## BEGIN

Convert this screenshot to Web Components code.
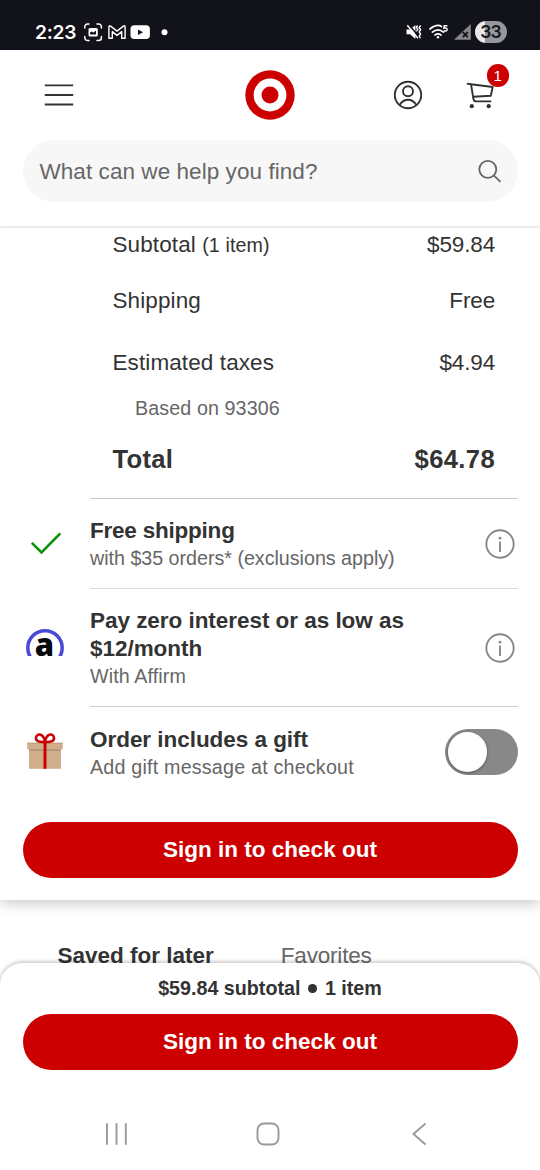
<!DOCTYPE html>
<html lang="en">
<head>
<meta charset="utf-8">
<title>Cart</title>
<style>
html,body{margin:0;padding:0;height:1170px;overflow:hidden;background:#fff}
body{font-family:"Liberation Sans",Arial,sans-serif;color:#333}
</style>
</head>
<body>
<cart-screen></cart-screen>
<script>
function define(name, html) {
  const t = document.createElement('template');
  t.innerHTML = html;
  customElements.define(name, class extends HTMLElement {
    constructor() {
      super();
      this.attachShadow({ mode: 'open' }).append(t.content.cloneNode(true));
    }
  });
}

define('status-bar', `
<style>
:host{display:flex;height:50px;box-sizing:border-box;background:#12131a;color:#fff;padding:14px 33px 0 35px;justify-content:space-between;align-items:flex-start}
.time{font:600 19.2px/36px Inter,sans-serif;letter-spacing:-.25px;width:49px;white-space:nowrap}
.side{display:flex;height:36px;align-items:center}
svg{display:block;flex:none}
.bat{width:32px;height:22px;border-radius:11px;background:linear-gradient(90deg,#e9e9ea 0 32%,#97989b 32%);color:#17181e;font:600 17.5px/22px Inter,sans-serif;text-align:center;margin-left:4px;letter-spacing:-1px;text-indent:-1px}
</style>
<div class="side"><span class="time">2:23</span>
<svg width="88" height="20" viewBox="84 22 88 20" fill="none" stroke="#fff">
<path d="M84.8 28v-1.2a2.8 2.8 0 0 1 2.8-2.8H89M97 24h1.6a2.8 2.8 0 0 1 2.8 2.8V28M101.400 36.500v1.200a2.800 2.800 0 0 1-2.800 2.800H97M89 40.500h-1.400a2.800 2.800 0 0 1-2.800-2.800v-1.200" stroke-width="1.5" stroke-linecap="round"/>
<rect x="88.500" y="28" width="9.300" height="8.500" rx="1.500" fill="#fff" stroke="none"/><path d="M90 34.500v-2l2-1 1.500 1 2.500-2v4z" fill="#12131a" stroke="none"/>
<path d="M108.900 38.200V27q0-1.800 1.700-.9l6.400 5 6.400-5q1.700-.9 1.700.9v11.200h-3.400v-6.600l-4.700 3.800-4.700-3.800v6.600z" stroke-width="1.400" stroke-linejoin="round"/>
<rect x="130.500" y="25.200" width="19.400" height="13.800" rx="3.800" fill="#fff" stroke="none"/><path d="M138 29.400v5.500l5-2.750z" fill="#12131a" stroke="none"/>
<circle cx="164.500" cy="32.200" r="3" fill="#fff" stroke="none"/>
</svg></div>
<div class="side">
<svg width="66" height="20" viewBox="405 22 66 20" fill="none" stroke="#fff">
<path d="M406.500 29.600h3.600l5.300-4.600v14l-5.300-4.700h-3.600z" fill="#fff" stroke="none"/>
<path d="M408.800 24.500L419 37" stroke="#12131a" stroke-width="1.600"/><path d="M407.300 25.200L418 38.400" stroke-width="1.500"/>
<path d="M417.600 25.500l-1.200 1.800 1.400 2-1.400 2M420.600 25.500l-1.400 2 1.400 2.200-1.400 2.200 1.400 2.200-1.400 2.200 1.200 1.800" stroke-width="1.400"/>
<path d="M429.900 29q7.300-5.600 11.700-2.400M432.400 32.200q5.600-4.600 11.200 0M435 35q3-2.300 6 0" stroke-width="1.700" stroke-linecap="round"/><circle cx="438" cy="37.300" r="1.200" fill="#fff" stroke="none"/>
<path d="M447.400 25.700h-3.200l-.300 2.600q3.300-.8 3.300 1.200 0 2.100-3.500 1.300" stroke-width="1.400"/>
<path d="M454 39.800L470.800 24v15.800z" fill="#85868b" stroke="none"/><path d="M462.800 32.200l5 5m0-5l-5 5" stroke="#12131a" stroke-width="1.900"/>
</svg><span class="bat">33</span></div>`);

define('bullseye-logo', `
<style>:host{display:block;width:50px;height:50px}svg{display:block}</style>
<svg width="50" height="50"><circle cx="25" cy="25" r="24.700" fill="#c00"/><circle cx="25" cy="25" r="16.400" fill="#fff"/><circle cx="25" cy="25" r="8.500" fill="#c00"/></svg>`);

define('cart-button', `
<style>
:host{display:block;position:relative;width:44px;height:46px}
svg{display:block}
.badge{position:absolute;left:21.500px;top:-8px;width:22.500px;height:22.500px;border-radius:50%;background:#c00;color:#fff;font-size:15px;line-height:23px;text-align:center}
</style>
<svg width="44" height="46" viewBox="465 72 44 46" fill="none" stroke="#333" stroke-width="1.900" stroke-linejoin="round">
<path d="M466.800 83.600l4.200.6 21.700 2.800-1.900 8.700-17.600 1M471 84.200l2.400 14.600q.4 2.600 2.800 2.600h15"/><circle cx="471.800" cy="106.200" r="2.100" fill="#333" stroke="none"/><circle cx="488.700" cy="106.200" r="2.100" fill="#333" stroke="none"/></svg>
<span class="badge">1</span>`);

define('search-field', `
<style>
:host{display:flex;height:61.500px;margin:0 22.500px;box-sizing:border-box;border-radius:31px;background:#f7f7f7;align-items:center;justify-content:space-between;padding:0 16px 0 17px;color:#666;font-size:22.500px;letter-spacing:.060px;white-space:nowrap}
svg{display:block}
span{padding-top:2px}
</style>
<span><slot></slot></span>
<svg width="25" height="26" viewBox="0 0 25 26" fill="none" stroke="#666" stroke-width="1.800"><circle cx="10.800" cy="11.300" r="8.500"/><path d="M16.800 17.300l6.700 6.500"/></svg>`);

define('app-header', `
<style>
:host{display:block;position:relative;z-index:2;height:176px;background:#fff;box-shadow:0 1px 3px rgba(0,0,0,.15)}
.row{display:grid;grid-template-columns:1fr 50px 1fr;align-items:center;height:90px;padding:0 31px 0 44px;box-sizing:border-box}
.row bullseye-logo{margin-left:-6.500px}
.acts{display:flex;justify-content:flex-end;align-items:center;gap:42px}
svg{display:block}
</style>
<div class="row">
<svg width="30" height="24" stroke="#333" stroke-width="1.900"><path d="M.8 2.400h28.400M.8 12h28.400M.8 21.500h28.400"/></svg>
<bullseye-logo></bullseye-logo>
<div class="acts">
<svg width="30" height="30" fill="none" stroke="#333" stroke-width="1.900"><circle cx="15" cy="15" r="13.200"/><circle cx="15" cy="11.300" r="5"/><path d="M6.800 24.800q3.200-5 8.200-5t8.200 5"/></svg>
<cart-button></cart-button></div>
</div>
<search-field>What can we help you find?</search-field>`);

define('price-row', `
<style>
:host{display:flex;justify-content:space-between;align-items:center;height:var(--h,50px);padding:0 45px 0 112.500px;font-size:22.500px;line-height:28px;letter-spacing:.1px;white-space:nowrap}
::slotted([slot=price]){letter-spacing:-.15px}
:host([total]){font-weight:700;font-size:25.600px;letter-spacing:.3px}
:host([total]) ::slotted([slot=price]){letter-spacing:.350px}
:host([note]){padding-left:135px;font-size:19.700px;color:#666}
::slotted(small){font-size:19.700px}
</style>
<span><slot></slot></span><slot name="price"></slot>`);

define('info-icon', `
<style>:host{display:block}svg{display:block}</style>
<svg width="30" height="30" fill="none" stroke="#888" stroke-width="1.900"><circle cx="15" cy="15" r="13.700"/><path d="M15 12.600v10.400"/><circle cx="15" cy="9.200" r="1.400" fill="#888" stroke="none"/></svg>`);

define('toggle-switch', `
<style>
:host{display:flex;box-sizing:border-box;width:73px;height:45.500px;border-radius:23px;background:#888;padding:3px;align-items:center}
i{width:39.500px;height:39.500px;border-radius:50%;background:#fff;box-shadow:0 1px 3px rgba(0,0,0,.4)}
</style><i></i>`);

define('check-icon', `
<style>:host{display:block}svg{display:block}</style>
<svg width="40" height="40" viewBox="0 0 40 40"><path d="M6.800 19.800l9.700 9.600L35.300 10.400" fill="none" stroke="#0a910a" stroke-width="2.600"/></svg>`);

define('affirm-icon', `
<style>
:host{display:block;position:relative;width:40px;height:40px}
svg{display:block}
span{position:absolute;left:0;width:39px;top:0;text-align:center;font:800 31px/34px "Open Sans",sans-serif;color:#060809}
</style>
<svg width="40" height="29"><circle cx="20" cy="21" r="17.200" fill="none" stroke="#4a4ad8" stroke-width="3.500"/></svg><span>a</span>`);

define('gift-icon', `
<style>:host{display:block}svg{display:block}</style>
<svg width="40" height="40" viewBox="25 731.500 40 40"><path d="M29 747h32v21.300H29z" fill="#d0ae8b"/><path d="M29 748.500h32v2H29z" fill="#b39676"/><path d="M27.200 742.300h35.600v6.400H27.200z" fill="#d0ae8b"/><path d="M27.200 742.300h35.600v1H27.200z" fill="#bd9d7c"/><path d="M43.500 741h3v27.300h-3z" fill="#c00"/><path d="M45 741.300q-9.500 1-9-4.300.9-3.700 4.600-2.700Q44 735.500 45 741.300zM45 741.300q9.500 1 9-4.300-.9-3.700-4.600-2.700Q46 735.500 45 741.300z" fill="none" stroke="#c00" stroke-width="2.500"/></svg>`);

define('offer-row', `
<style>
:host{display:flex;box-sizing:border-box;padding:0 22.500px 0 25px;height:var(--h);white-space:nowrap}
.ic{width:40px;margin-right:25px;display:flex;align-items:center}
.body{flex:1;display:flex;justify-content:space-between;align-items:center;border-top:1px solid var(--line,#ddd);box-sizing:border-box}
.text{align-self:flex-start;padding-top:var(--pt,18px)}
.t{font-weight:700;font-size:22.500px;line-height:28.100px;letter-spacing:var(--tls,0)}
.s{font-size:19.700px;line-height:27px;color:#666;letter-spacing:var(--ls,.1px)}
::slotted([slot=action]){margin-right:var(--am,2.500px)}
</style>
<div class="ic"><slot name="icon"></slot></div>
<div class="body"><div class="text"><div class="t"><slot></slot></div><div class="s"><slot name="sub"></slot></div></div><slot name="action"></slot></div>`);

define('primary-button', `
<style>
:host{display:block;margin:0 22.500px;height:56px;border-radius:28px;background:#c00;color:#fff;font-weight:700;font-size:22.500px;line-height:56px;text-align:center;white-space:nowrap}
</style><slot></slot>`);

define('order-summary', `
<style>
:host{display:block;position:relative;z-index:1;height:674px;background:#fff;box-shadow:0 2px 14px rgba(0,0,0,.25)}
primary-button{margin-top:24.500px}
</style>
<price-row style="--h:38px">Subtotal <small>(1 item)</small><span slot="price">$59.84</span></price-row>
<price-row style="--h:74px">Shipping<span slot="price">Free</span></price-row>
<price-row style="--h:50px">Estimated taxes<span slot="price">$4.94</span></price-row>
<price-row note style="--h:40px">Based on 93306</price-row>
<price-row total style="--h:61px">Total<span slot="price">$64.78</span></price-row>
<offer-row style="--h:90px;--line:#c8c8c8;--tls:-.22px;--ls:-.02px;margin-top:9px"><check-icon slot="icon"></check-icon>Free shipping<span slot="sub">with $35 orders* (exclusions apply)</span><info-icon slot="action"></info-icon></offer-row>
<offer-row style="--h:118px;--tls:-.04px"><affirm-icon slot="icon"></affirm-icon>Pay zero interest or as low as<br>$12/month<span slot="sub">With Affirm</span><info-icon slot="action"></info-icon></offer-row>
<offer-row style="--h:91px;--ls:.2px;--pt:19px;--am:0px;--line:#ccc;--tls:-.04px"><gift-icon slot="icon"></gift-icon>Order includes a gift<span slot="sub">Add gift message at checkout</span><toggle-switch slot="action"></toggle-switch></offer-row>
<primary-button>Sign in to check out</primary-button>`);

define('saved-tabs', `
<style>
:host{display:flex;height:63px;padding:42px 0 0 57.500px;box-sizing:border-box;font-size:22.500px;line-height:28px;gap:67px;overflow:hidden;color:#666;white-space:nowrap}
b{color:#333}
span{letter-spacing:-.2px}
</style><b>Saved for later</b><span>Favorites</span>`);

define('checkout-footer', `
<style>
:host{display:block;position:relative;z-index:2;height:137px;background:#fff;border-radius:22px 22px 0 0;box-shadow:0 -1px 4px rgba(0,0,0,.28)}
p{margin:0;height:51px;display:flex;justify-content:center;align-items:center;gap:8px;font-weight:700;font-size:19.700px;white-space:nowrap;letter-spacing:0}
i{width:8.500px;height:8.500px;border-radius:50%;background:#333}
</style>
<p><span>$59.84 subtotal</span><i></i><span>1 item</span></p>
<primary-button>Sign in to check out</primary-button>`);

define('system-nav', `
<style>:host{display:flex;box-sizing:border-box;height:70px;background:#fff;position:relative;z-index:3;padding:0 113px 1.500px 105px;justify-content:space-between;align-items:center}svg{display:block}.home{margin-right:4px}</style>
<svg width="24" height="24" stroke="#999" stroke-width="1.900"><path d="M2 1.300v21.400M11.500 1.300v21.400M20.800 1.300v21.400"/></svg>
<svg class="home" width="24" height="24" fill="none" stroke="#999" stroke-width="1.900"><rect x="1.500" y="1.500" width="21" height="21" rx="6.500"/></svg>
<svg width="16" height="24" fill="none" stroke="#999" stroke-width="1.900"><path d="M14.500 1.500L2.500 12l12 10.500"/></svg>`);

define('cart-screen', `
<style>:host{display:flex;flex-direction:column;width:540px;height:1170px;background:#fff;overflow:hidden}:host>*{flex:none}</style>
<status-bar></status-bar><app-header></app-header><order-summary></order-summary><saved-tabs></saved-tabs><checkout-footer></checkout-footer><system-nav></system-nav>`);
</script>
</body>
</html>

## END

— Requirement —
Go through the listing above and return every line where the word "this" occurs.

— Reply —
Convert this screenshot to Web Components code.
      this.attachShadow({ mode: 'open' }).append(t.content.cloneNode(true));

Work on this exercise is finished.